Al di là della religione, come ha riconosciuto lo stesso Cavouras, l’obiettivo dei terroristi, oltre a quello di diffondere paura, odio e morte, è intimidire il regime egiziano e minacciare l’unità del Paese. Alcuni giorni prima dell’attacco, infatti, il giornalista e attivista Mustafa Sinjar ha spiegato sul portale del centro per il pluralismo religioso in Medio Oriente che “considerare i copti un obiettivo è un mezzo di pressione, perché per il regime ha ripercussioni locali e internazionali”. Secondo Sinjar, l’ISIS vuole dividere i cristiani e i musulmani attaccando i copti e dimostrando che “lo Stato non può difenderli”.

Cos’ha motivato gli attacchi in questo momento preciso? “Abbiamo due chiese attaccate e un gran numero di morti e feriti”, ha sottolineato Cavouras. “Ma la situazione non è peggiorata, era già molto deteriorata”.

Il 24 febbraio scorso, centinaia di cristiani hanno abbandonato la città di el-Arish, a 100 chilometri dal Cairo, dopo le minacce dello Stato Islamico.

In precedenza, sette cittadini erano stati assassinati, e l’ISIS aveva pubblicato un video confermando la comunità copta come obiettivo. Il 28 febbraio, il Presidente egiziano, Abdel Fattah al-Sisi, ha dichiarato che questa minaccia era “un piano di codardi per intaccare la fiducia nel Governo, spezzare l’unità nazionale e istigare al conflitto”.

“Cureremo questa ferita e saremo più uniti che mai”

48 ore dopo i fatti, i cittadini egiziani sono ancora profondamente scossi. “A volte proviamo paura, angoscia e tristezza”, ha confessato Cavouras. Il Governo ha dichiarato tre giorni di lutto e tre mesi di stato d’emergenza, il massimo permesso dalla Costituzione del Paese.

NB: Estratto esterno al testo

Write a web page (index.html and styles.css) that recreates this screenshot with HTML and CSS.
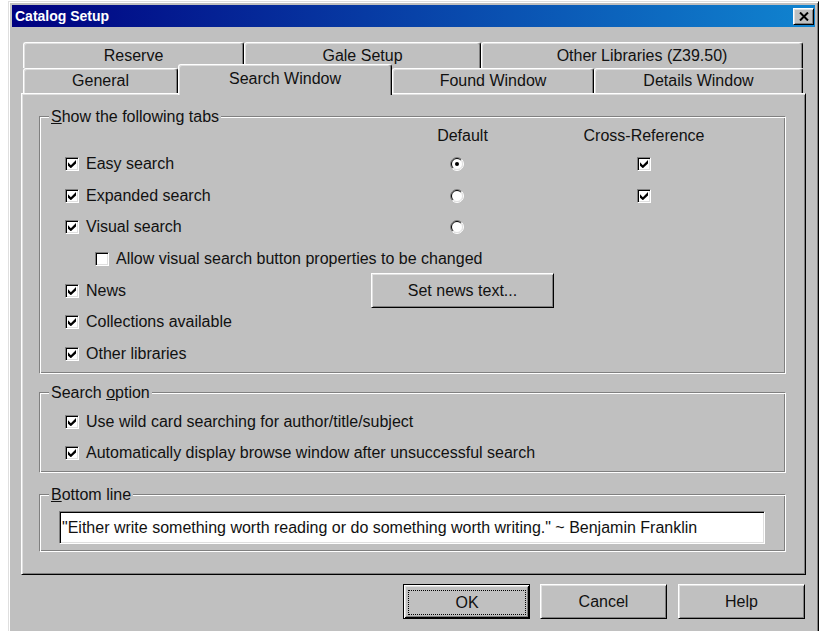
FILE: index.html
```html
<!DOCTYPE html>
<html lang="en">
<head>
<meta charset="utf-8">
<title>Catalog Setup</title>
<link rel="stylesheet" href="styles.css">
</head>
<body>
<div class="window">
  <div class="titlebar">
    <span class="title">Catalog Setup</span>
    <span class="close">
      <svg width="10" height="9" viewBox="0 0 10 9"><path d="M1 0.5 L9 8.5 M9 0.5 L1 8.5" stroke="#000" stroke-width="2" fill="none"/></svg>
    </span>
  </div>

  <div class="content">
    <div class="tabs">
      <div class="tab-row back">
        <div class="tab w-reserve">Reserve</div>
        <div class="tab w-gale">Gale Setup</div>
        <div class="tab w-other">Other Libraries (Z39.50)</div>
      </div>
      <div class="tab-row front">
        <div class="tab w-general">General</div>
        <div class="tab w-search active">Search Window</div>
        <div class="tab w-found">Found Window</div>
        <div class="tab w-details">Details Window</div>
      </div>
    </div>

    <div class="panel">
      <div class="group group-tabs">
        <span class="group-label"><u>S</u>how the following tabs</span>
        <div class="tab-grid">
          <span class="col-head head-default">Default</span>
          <span class="col-head head-xref">Cross-Reference</span>

          <label class="check c1"><span class="cb on"><svg viewBox="0 0 7 7"><path d="M0 2 L2.5 4.5 L7 0 V3 L2.5 7.2 L0 5 Z"/></svg></span>Easy search</label>
          <span class="radio c2"><svg viewBox="0 0 14 14"><circle cx="7" cy="7" r="6" fill="#fff"/><path d="M2.4 11.6 A6.5 6.5 0 0 1 11.6 2.4" stroke="#808080" fill="none"/><path d="M3.1 10.9 A5.5 5.5 0 0 1 10.9 3.1" stroke="#000" fill="none"/><path d="M11.6 2.4 A6.5 6.5 0 0 1 2.4 11.6" stroke="#fff" fill="none"/><path d="M10.9 3.1 A5.5 5.5 0 0 1 3.1 10.9" stroke="#dfdfdf" fill="none"/><circle cx="7" cy="7" r="2" fill="#000"/></svg></span>
          <span class="cb on c3"><svg viewBox="0 0 7 7"><path d="M0 2 L2.5 4.5 L7 0 V3 L2.5 7.2 L0 5 Z"/></svg></span>

          <label class="check c1"><span class="cb on"><svg viewBox="0 0 7 7"><path d="M0 2 L2.5 4.5 L7 0 V3 L2.5 7.2 L0 5 Z"/></svg></span>Expanded search</label>
          <span class="radio c2"><svg viewBox="0 0 14 14"><circle cx="7" cy="7" r="6" fill="#fff"/><path d="M2.4 11.6 A6.5 6.5 0 0 1 11.6 2.4" stroke="#808080" fill="none"/><path d="M3.1 10.9 A5.5 5.5 0 0 1 10.9 3.1" stroke="#000" fill="none"/><path d="M11.6 2.4 A6.5 6.5 0 0 1 2.4 11.6" stroke="#fff" fill="none"/><path d="M10.9 3.1 A5.5 5.5 0 0 1 3.1 10.9" stroke="#dfdfdf" fill="none"/></svg></span>
          <span class="cb on c3"><svg viewBox="0 0 7 7"><path d="M0 2 L2.5 4.5 L7 0 V3 L2.5 7.2 L0 5 Z"/></svg></span>

          <label class="check c1"><span class="cb on"><svg viewBox="0 0 7 7"><path d="M0 2 L2.5 4.5 L7 0 V3 L2.5 7.2 L0 5 Z"/></svg></span>Visual search</label>
          <span class="radio c2"><svg viewBox="0 0 14 14"><circle cx="7" cy="7" r="6" fill="#fff"/><path d="M2.4 11.6 A6.5 6.5 0 0 1 11.6 2.4" stroke="#808080" fill="none"/><path d="M3.1 10.9 A5.5 5.5 0 0 1 10.9 3.1" stroke="#000" fill="none"/><path d="M11.6 2.4 A6.5 6.5 0 0 1 2.4 11.6" stroke="#fff" fill="none"/><path d="M10.9 3.1 A5.5 5.5 0 0 1 3.1 10.9" stroke="#dfdfdf" fill="none"/></svg></span>

          <label class="check span-all indent"><span class="cb"></span>Allow visual search button properties to be changed</label>

          <label class="check c1"><span class="cb on"><svg viewBox="0 0 7 7"><path d="M0 2 L2.5 4.5 L7 0 V3 L2.5 7.2 L0 5 Z"/></svg></span>News</label>
          <button class="btn news-btn c2" type="button">Set news text...</button>

          <label class="check c1"><span class="cb on"><svg viewBox="0 0 7 7"><path d="M0 2 L2.5 4.5 L7 0 V3 L2.5 7.2 L0 5 Z"/></svg></span>Collections available</label>

          <label class="check c1"><span class="cb on"><svg viewBox="0 0 7 7"><path d="M0 2 L2.5 4.5 L7 0 V3 L2.5 7.2 L0 5 Z"/></svg></span>Other libraries</label>
        </div>
      </div>

      <div class="group group-options">
        <span class="group-label">Search <u>o</u>ption</span>
        <label class="check"><span class="cb on"><svg viewBox="0 0 7 7"><path d="M0 2 L2.5 4.5 L7 0 V3 L2.5 7.2 L0 5 Z"/></svg></span>Use wild card searching for author/title/subject</label>
        <label class="check"><span class="cb on"><svg viewBox="0 0 7 7"><path d="M0 2 L2.5 4.5 L7 0 V3 L2.5 7.2 L0 5 Z"/></svg></span>Automatically display browse window after unsuccessful search</label>
      </div>

      <div class="group group-bottom">
        <span class="group-label"><u>B</u>ottom line</span>
        <div class="field">"Either write something worth reading or do something worth writing." ~ Benjamin Franklin</div>
      </div>
    </div>

    <div class="actions">
      <button class="btn dlg default" type="button"><span class="focus">OK</span></button>
      <button class="btn dlg" type="button">Cancel</button>
      <button class="btn dlg" type="button">Help</button>
    </div>
  </div>
</div>
</body>
</html>
```

FILE: styles.css
```css
html, body {
  margin: 0;
  padding: 0;
  background: #fff;
  overflow: hidden;
}

body {
  font-family: "Liberation Sans", Arial, sans-serif;
  font-size: 16px;
  color: #111;
}

/* dialog frame */
.window {
  box-sizing: border-box;
  margin: 1px 0 0 8px;
  width: 811px;
  height: 632px;
  padding: 3px;
  background: #c0c0c0;
  border: 1px solid;
  border-color: #dfdfdf #000 #000 #dfdfdf;
  box-shadow: inset 1px 1px #fff, inset -1px -1px #808080;
}

.titlebar {
  height: 22px;
  display: flex;
  align-items: center;
  justify-content: space-between;
  padding: 0 1px 0 3px;
  background: linear-gradient(to right, #000080, #1084d0);
  color: #fff;
  font-weight: bold;
  font-size: 14px;
}

.close {
  box-sizing: border-box;
  width: 21px;
  height: 17px;
  display: flex;
  align-items: center;
  justify-content: center;
  background: #c0c0c0;
  border: 1px solid;
  border-color: #fff #000 #000 #fff;
  box-shadow: inset 1px 1px #dfdfdf, inset -1px -1px #808080;
}

.content {
  padding: 15px 9px 0;
}

/* tab strip */
.tabs {
  margin-left: 2px;
  width: 780px;
}

.tab-row {
  display: flex;
  align-items: flex-start;
}

.tab {
  box-sizing: border-box;
  display: flex;
  align-items: center;
  justify-content: center;
  background: #c0c0c0;
  border-top: 1px solid #fff;
  border-left: 1px solid #fff;
  border-right: 1px solid #000;
  border-radius: 3px 3px 0 0;
  box-shadow: inset -1px 0 #808080, inset 1px 1px #dfdfdf;
  white-space: nowrap;
}

.back .tab { height: 26px; }
.front .tab { height: 25px; }

.front .tab.active {
  position: relative;
  z-index: 1;
  height: 31px;
  margin-top: -4px;
  margin-bottom: -2px;
  align-items: flex-start;
  padding-top: 5px;
}

.w-reserve { width: 221px; }
.w-gale { width: 237px; }
.w-other { width: 322px; }
.w-general { width: 155px; }
.w-search { width: 214px; }
.w-found { width: 202px; }
.w-details { width: 209px; }

/* tab page */
.panel {
  box-sizing: border-box;
  height: 482px;
  padding: 22px 19px 20px 17px;
  border: 1px solid;
  border-color: #fff #000 #000 #fff;
  box-shadow: inset 1px 1px #dfdfdf, inset -1px -1px #808080;
}

/* etched group boxes */
.group {
  position: relative;
  box-sizing: border-box;
  border: 1px solid;
  border-color: #808080 #fff #fff #808080;
  box-shadow: inset 1px 1px #fff, inset -1px -1px #808080;
}

.group-label {
  position: absolute;
  top: -9px;
  left: 9px;
  padding: 0 2px;
  line-height: 18px;
  background: #c0c0c0;
  white-space: nowrap;
}

.group-tabs {
  height: 258px;
  padding: 7px 0 3px 25px;
}

.tab-grid {
  display: grid;
  grid-template-columns: 306px 183px 180px;
  grid-template-rows: 24px repeat(7, 31.7px);
  align-items: center;
}

.col-head { text-align: center; }
.head-default { grid-column: 2; }
.head-xref { grid-column: 3; }

.c1 { grid-column: 1; }
.c2 { grid-column: 2; }
.c3 { grid-column: 3; justify-self: center; }
.span-all { grid-column: 1 / span 3; }
.indent { padding-left: 30px; }

.radio {
  justify-self: start;
  margin-left: 79px;
  width: 14px;
  height: 14px;
}

.radio svg { display: block; width: 14px; height: 14px; }

.group-options {
  margin-top: 18px;
  height: 81px;
  padding: 13px 0 4px 25px;
}

.group-options .check { height: 31px; }

.group-bottom {
  margin-top: 21px;
  height: 58px;
  padding: 16px 20px 7px 19px;
}

/* checkboxes */
.check {
  display: flex;
  align-items: center;
  gap: 7px;
  white-space: nowrap;
}

.cb {
  box-sizing: border-box;
  flex: none;
  width: 14px;
  height: 14px;
  display: flex;
  align-items: center;
  justify-content: center;
  background: #fff;
  border: 1px solid;
  border-color: #808080 #fff #fff #808080;
  box-shadow: inset 1px 1px #000, inset -1px -1px #dfdfdf;
}

.cb svg {
  width: 8px;
  height: 8px;
  fill: #000;
}

/* push buttons */
.btn {
  box-sizing: border-box;
  margin: 0;
  font: inherit;
  color: #111;
  background: #c0c0c0;
  border: 1px solid;
  border-color: #fff #000 #000 #fff;
  box-shadow: inset 1px 1px #dfdfdf, inset -1px -1px #808080;
  padding: 0;
}

.news-btn {
  width: 183px;
  height: 35px;
  margin: -2px 0;
  padding-top: 1px;
}

.actions {
  display: flex;
  justify-content: flex-end;
  margin: 9px 1px 0 0;
}

.dlg {
  width: 127px;
  height: 35px;
  margin-left: 11px;
  padding-top: 1px;
}

.dlg.default {
  margin-left: 0;
  margin-right: -1px;
  padding: 5px 3px 3px 4px;
  border-color: #000;
  box-shadow: inset 1px 1px #fff, inset -1px -1px #000, inset 2px 2px #dfdfdf, inset -2px -2px #808080;
}

.focus {
  box-sizing: border-box;
  display: flex;
  align-items: center;
  justify-content: center;
  height: 100%;
  border: 1px dotted #000;
}

/* single-line edit box */
.field {
  box-sizing: border-box;
  height: 33px;
  display: flex;
  align-items: center;
  padding: 0 2px;
  background: #fff;
  border: 1px solid;
  border-color: #808080 #fff #fff #808080;
  box-shadow: inset 1px 1px #000, inset -1px -1px #dfdfdf;
  white-space: nowrap;
  overflow: hidden;
}
```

Nonostante tutto, secondo il portavoce della comunità greca ad Alessandria “la società egiziana è convinta che supererà questa difficoltà e che lo farà molto più unita di prima”.

Cavouras ha spiegato che molti amici, sia musulmani che cristiani, lo hanno chiamato per sapere se stava bene, e racconta che molti sono andati negli ospedali a donare sangue.

Papa Francesco sarà una speranza per l’Egitto

Secondo Dimitris Cavouras, la visita di Papa Francesco non è un fattore che può aver provocato l’attacco. “Abbiamo ricevuto un messaggio del comitato organizzatore dell’evento che conferma che il viaggio rimane com’era previsto”.

In questo senso, Cavouras ha sottolineato l’importanza della visita del pontefice del 28 e 29 aprile. Pur ammettendo che si può considerare una provocazione per i terroristi, “è un grande simbolo di speranza e di forza per la comunità copta”.